I wrote this album in pieces. I was in pieces. Heartbroken and in my RV lifestyle where nowhere and everywhere is home.
I had spent a year working with Ferron. Not just on the album I made of her, “Boulder,” but traveling and playing shows and, as is unavoidable in hanging with her, having mind-altering conversations that were bound to change my life.
At some point, while camped outside her remote Michigan house, she was teaching a writing workshop in her home that I joined. She told a story of an alcoholic artist who, one morning woke up with his face literally in the dirt of a potted plant. It was a life-changer in that rock-bottom way, and he began to build his artistic life from there. Ferron asked us to describe a time when we had our face in the dirt and what we saw. I believe this record came from that place. An “ok, I’m lost and broken and know that these tools, my hands and my words are something I can rely on.”
And so I began to record myself, on my laptop and Mbox—a humble beginning of an unseen road that would lead me back home to Brooklyn to finish it with one of my newest and closest collaborators, Gabriel. I called on a lot of friends. Liz Kelly, a.k.a. “Teen Beat” came out from Portland for a week and we spent day and night in my friend Viv’s studio in the east village, sleeping on the floor and slowly wiping the dirt from my face as we played. We wrote some songs on the spot. God-des would come by to throw in her two cents. Viv taught me more and more about Pro-Tools every day. We had a bunch of party girls come in and lay down the vocals for “Kitchen” and mostly we dedicated ourselves to the fun of loss, the sound of fun, and the songs of sad and release.

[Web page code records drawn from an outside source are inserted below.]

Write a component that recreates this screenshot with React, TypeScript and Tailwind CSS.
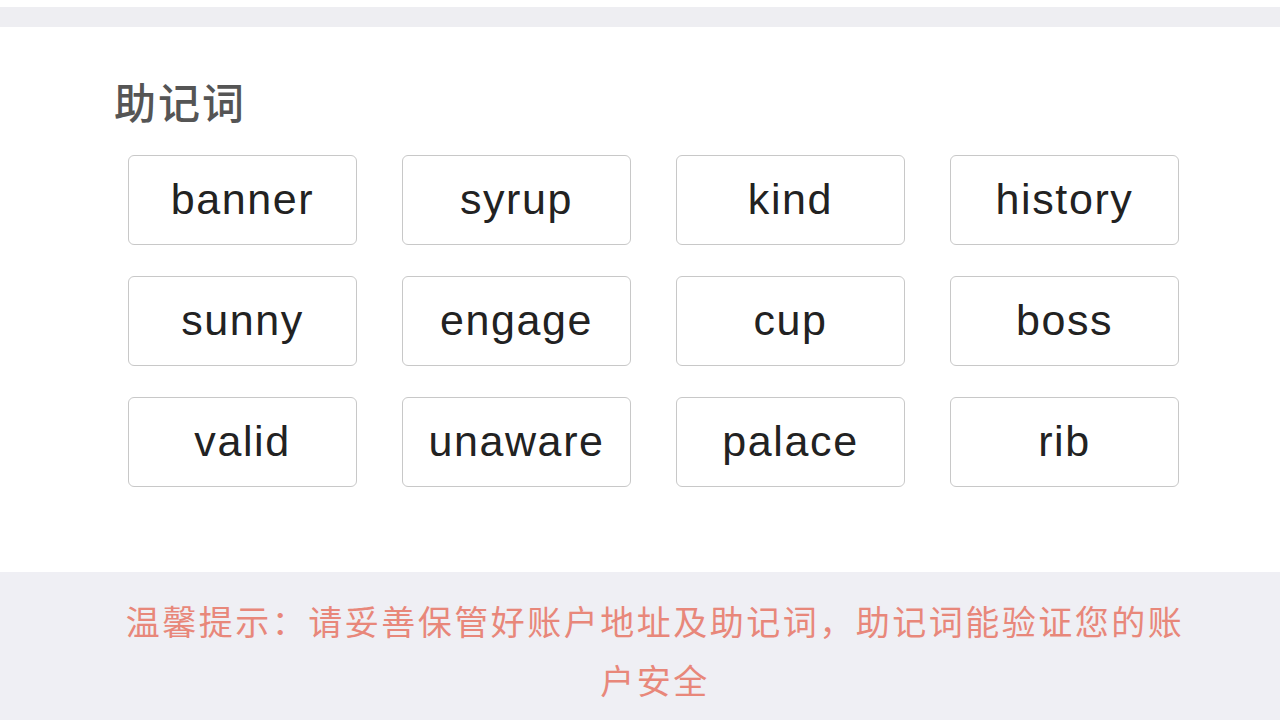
import React from "react";

const words = [
  "banner", "syrup", "kind", "history",
  "sunny", "engage", "cup", "boss",
  "valid", "unaware", "palace", "rib",
];

export default function App() {
  return (
    <div
      className="w-[1280px] h-[720px] bg-white flex flex-col overflow-hidden"
      style={{ fontFamily: '"Liberation Sans", "Noto Sans CJK SC", sans-serif' }}
    >
      <div className="h-[7px] bg-white" />
      <div className="h-[20px] bg-[#eeeef2]" />
      <div className="flex-1 flex flex-col">
        <div
          className="pl-[114px] pt-[49px] text-[42px] leading-[50px] tracking-[2px] font-medium text-[#555555]"
          style={{ fontFamily: '"Noto Sans CJK SC", sans-serif' }}
        >
          助记词
        </div>
        <div className="ml-[128px] mt-[29px] grid grid-cols-[repeat(4,229px)] gap-x-[45px] gap-y-[31px]">
          {words.map((w) => (
            <div
              key={w}
              className="h-[90px] rounded-[6px] border-[1.5px] border-[#c8c8c8] flex items-center justify-center text-[43px] tracking-[1.6px] text-[#222222] pb-[2px]"
            >
              {w}
            </div>
          ))}
        </div>
      </div>
      <div className="h-[148px] bg-[#efeff4] flex justify-center pt-[19px] pl-[30px]">
        <div
          className="w-[1070px] text-center text-[34px] leading-[59px] tracking-[2.5px] text-[#e8877a]"
          style={{ fontFamily: '"Noto Sans CJK SC", sans-serif' }}
        >
          温馨提示：请妥善保管好账户地址及助记词，助记词能验证您的账户安全
        </div>
      </div>
    </div>
  );
}
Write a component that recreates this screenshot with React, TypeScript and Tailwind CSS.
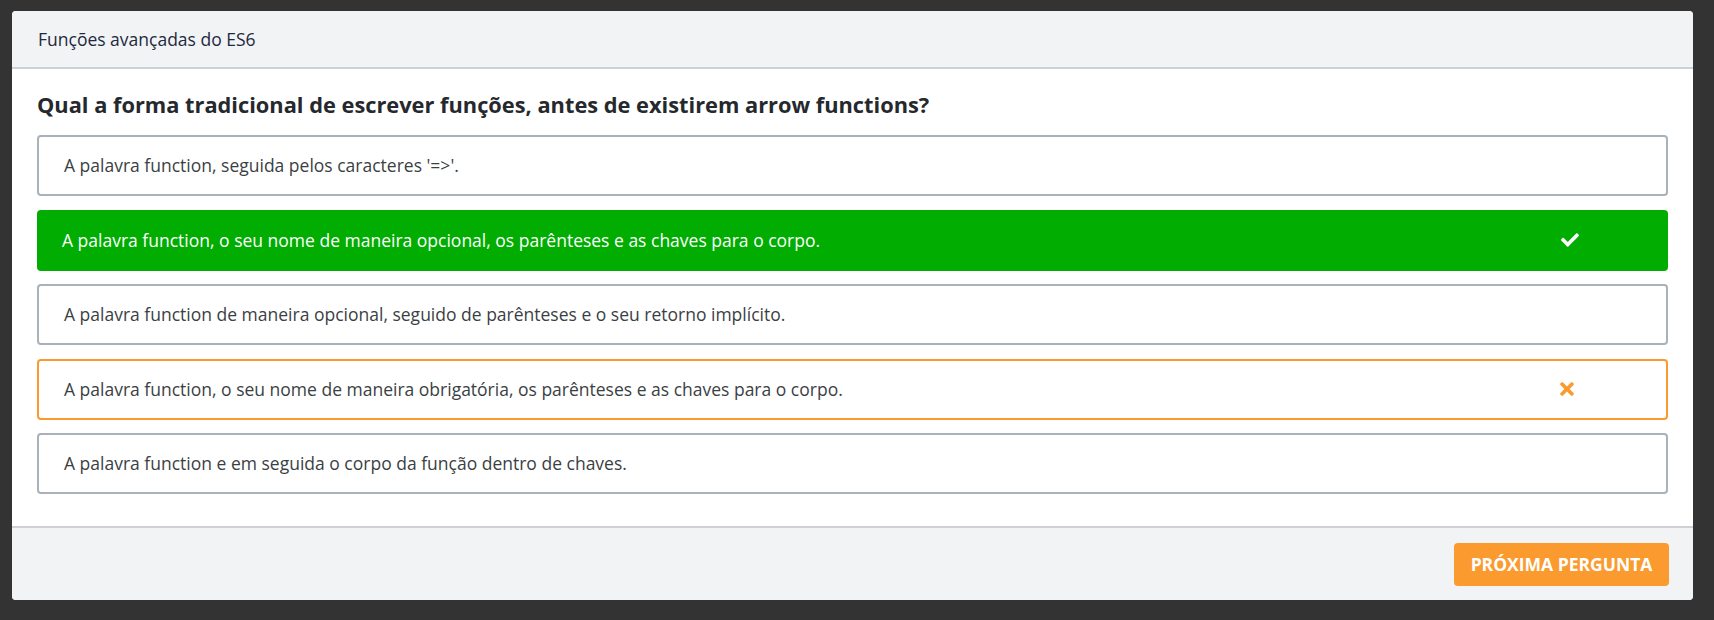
import React from 'react'
import { FaCheck, FaTimes } from 'react-icons/fa'

type Status = 'none' | 'correct' | 'wrong'

interface Option {
  text: string
  status: Status
}

const options: Option[] = [
  { text: "A palavra function, seguida pelos caracteres '=>'.", status: 'none' },
  { text: 'A palavra function, o seu nome de maneira opcional, os parênteses e as chaves para o corpo.', status: 'correct' },
  { text: 'A palavra function de maneira opcional, seguido de parênteses e o seu retorno implícito.', status: 'none' },
  { text: 'A palavra function, o seu nome de maneira obrigatória, os parênteses e as chaves para o corpo.', status: 'wrong' },
  { text: 'A palavra function e em seguida o corpo da função dentro de chaves.', status: 'none' },
]

const OptionRow = ({ option }: { option: Option }) => {
  const base = 'flex h-[61px] items-center rounded-[4px] pl-[25px] pr-[89px] text-[17.5px]'
  if (option.status === 'correct') {
    return (
      <div className={`${base} justify-between bg-[#00ad00] font-medium text-white`}>
        <span>{option.text}</span>
        <FaCheck className="h-[18px] w-[18px]" />
      </div>
    )
  }
  if (option.status === 'wrong') {
    return (
      <div className={`${base} justify-between border-2 border-[#fb9a2e] bg-white text-[#3b3f44]`}>
        <span>{option.text}</span>
        <FaTimes className="h-[20px] w-[20px] text-[#fb9a2e]" />
      </div>
    )
  }
  return (
    <div className={`${base} border-2 border-[#a9b1ba] bg-white text-[#3b3f44]`}>
      <span>{option.text}</span>
    </div>
  )
}

export default function App() {
  return (
    <div
      className="min-h-[620px] bg-[#333333] pt-[11px] pl-[12px] pr-[21px] pb-[20px]"
      style={{ fontFamily: '"Open Sans", "Noto Sans", sans-serif' }}
    >
      <div className="overflow-hidden rounded-[4px] bg-white">
        <div className="flex h-[58px] items-center border-b-2 border-[#cdd1d5] bg-[#f2f3f5] px-[26px] text-[17.5px] text-[#1e2a40]">
          Funções avançadas do ES6
        </div>
        <div className="px-[25px] pt-[21px] pb-[32px]">
          <h2 className="mb-[15px] text-[21.8px] font-bold leading-[30px] text-[#25292d]">
            Qual a forma tradicional de escrever funções, antes de existirem arrow functions?
          </h2>
          <div className="flex flex-col gap-[13.5px]">
            {options.map((o, i) => (
              <OptionRow key={i} option={o} />
            ))}
          </div>
        </div>
        <div className="flex h-[74px] items-start justify-end border-t-2 border-[#cdd1d5] bg-[#f2f3f5] pt-[15px] pr-[24px]">
          <button className="h-[43px] w-[215px] rounded-[4px] bg-[#fb9a2e] text-[17.5px] font-bold text-white">
            PRÓXIMA PERGUNTA
          </button>
        </div>
      </div>
    </div>
  )
}
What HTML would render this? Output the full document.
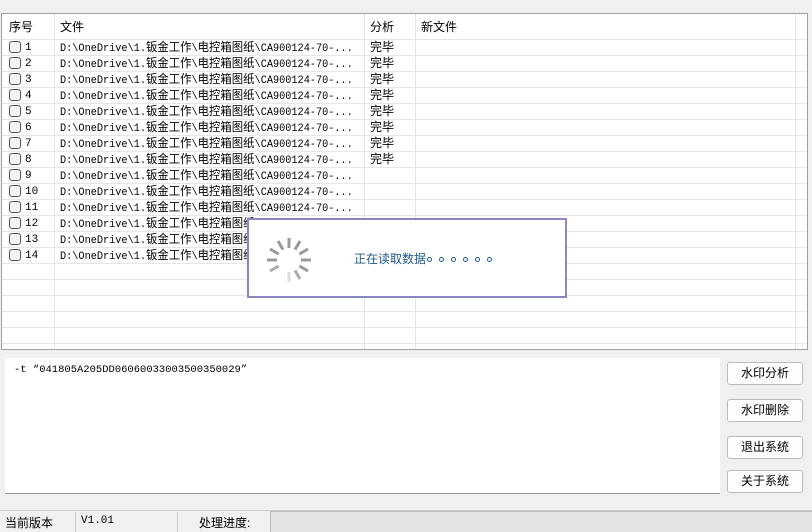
<!DOCTYPE html>
<html><head><meta charset="utf-8"><style>
*{margin:0;padding:0;box-sizing:border-box}
body{width:812px;height:532px;background:#f0f0f0;position:relative;overflow:hidden;font-family:"Liberation Sans","Noto Sans CJK SC",sans-serif;font-size:12px;color:#000}
.a{position:absolute}
#grid{left:1px;top:13px;width:807px;height:337px;background:#fff;border:1px solid #a0a0a0}
.vl{position:absolute;top:0;bottom:0;width:1px;background:#e6e6e6}
.hl{position:absolute;left:0;right:0;height:1px;background:#e6e6e6}
.row{position:absolute;left:0;height:16px;line-height:16px;white-space:nowrap}
.cb{position:absolute;left:7px;top:2px;width:12px;height:12px;border:1px solid #555;border-radius:3px;background:#f4f4f4}
.num{position:absolute;left:23px;top:1px;line-height:16px;font-family:"Liberation Mono",monospace;font-size:11px}
.path{position:absolute;left:58px;top:0;font-family:"Liberation Mono","Noto Sans CJK SC",monospace;font-size:10.8px;transform:scaleX(0.948);transform-origin:0 0}
.path b{font-weight:normal;font-family:"Noto Sans CJK SC",sans-serif;font-size:12px}
.done{position:absolute;left:368px;top:0}
.btn{position:absolute;left:727px;width:76px;height:23px;border:1px solid #bcbcbc;border-radius:3px;background:#fdfdfd;text-align:center;line-height:21px;font-size:12px}
.dot{display:inline-block;width:5px;height:5px;border:1px solid #1e5a8a;border-radius:50%;margin-left:7px;vertical-align:1px}
</style></head><body>
<div id="grid" class="a">
<div class="vl" style="left:52px"></div>
<div class="vl" style="left:362px"></div>
<div class="vl" style="left:413px"></div>
<div class="vl" style="left:793px"></div>
<div class="hl" style="top:25px"></div>
<div class="a" style="left:7px;top:4px">序号</div>
<div class="a" style="left:58px;top:4px">文件</div>
<div class="a" style="left:368px;top:4px">分析</div>
<div class="a" style="left:419px;top:4px">新文件</div>
<div id="rows"></div>
</div>
<div class="a" style="left:247px;top:218px;width:320px;height:80px;background:#fff;border:2px solid #8a86c0">
<svg class="a" style="left:14px;top:14px" width="52" height="52" viewBox="0 0 52 52">
<g stroke-width="3" stroke-linecap="butt">
<line x1="26" y1="4" x2="26" y2="14" stroke="#999"/>
<line x1="37" y1="7" x2="32" y2="15.6" stroke="#999"/>
<line x1="45" y1="15" x2="36.4" y2="20" stroke="#999"/>
<line x1="48" y1="26" x2="38" y2="26" stroke="#999"/>
<line x1="45" y1="37" x2="36.4" y2="32" stroke="#999"/>
<line x1="37" y1="45" x2="32" y2="36.4" stroke="#aaa"/>
<line x1="26" y1="48" x2="26" y2="38" stroke="#ddd"/>
<line x1="7" y1="37" x2="15.6" y2="32" stroke="#aaa"/>
<line x1="4" y1="26" x2="14" y2="26" stroke="#999"/>
<line x1="7" y1="15" x2="15.6" y2="20" stroke="#999"/>
<line x1="15" y1="7" x2="20" y2="15.6" stroke="#999"/>
</g></svg>
<div class="a" style="left:105px;top:30px;color:#1e5a8a;font-size:12px;white-space:nowrap">正在读取数据<span class="dot" style="margin-left:1px"></span><span class="dot"></span><span class="dot"></span><span class="dot"></span><span class="dot"></span><span class="dot"></span></div>
</div>
<div class="a" style="left:5px;top:358px;width:715px;height:136px;background:#fff;border-bottom:1px solid #999"></div>
<div class="a" style="left:14px;top:364px;font-family:'Liberation Mono','Noto Sans CJK SC',monospace;font-size:10.5px;white-space:nowrap">-t “041805A205DD06060033003500350029”</div>
<div class="btn" style="top:362px">水印分析</div>
<div class="btn" style="top:399px">水印删除</div>
<div class="btn" style="top:436px">退出系统</div>
<div class="btn" style="top:470px">关于系统</div>
<div class="a" style="left:0;top:510px;width:812px;height:1px;background:#ccc"></div>
<div class="a" style="left:5px;top:514px">当前版本</div>
<div class="a" style="left:75px;top:512px;width:1px;height:20px;background:#ccc"></div>
<div class="a" style="left:81px;top:515px;font-family:'Liberation Mono',monospace;font-size:11px">V1.01</div>
<div class="a" style="left:177px;top:512px;width:1px;height:20px;background:#ccc"></div>
<div class="a" style="left:199px;top:514px">处理进度:</div>
<div class="a" style="left:270px;top:511px;width:542px;height:21px;background:#e4e4e4;border-left:1px solid #bbb;border-top:1px solid #bbb"></div>
<script>
var h='';
for(var i=0;i<20;i++){var t=25+16*(i+1);if(t<335)h+='<div class="hl" style="top:'+t+'px"></div>';}
for(var i=1;i<=14;i++){var t=25+16*(i-1);
h+='<div class="row" style="top:'+t+'px;width:800px"><div class="cb"></div><div class="num">'+i+'</div><div class="path">D:\\OneDrive\\1.<b>钣金工作</b>\\<b>电控箱图纸</b>\\CA900124-70-...</div>'+(i<=8?'<div class="done">完毕</div>':'')+'</div>';}
document.getElementById('rows').innerHTML=h;
</script>
</body></html>
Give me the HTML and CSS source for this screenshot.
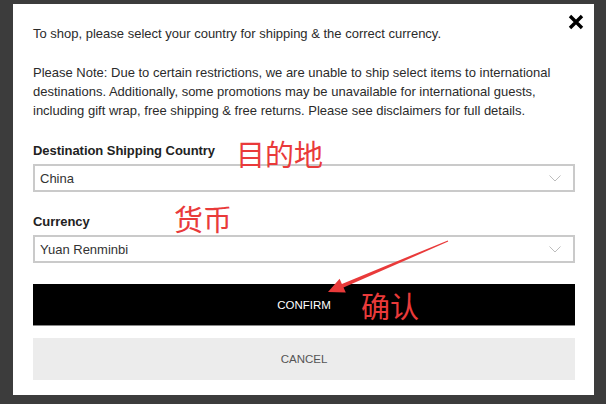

Then I brought in Lee Free, our drummer from Bitch+The Exciting Conclusion. We recorded a couple songs we had written together. I brought one of my favorite NYC performance artists, Geo Wyeth in to play a track live that would eventually be the title track, “Blasted.” I kept the tracks with me and felt by building them up, treating each song like a new and special creature in the world, I was healing myself.
Hearts mend, right?
And so began my long nights with Gabriel, locked up in his Brooklyn loft, waiting for his room-mates to all leave so we could crank up the amps. We got the most amazing sound I have yet heard from my electric violin. Thank the goddess for Friday nights and living with people who work in the service industry.
Making this record was like a series of prayers. The wood-stove at Ferron’s house and the echo of the floors I can still hear in all the songs I made there. The late nights at Viv’s after Liz had played her heart out all day and was passed out on the couch behind me while I stayed up editing the stuff together, making a plan for what to do by morning. My long walks to Gabriel’s house with my hard drive in tow, my up-all-nights at Wayne’s house editing and re-thinking and scheming. I soothed myself in this work. I didn’t let myself get too alone, and yet I was so alone, taking comfort in the colors of Pro-Tools on my screen, a whole life behind me and one ahead that was still unseen. I was catapulted into “Blasted.” A sheer emotional propellor.
I’m happy now. Happy to share. Happy to Open Up. Happy that I Lost You cuz I refound myself. Happy about what’s cooking in my Kitchen. Happy to be Blasted and not so Blasted. Happy that the Rain is the Only thing that’s Clear. Happy.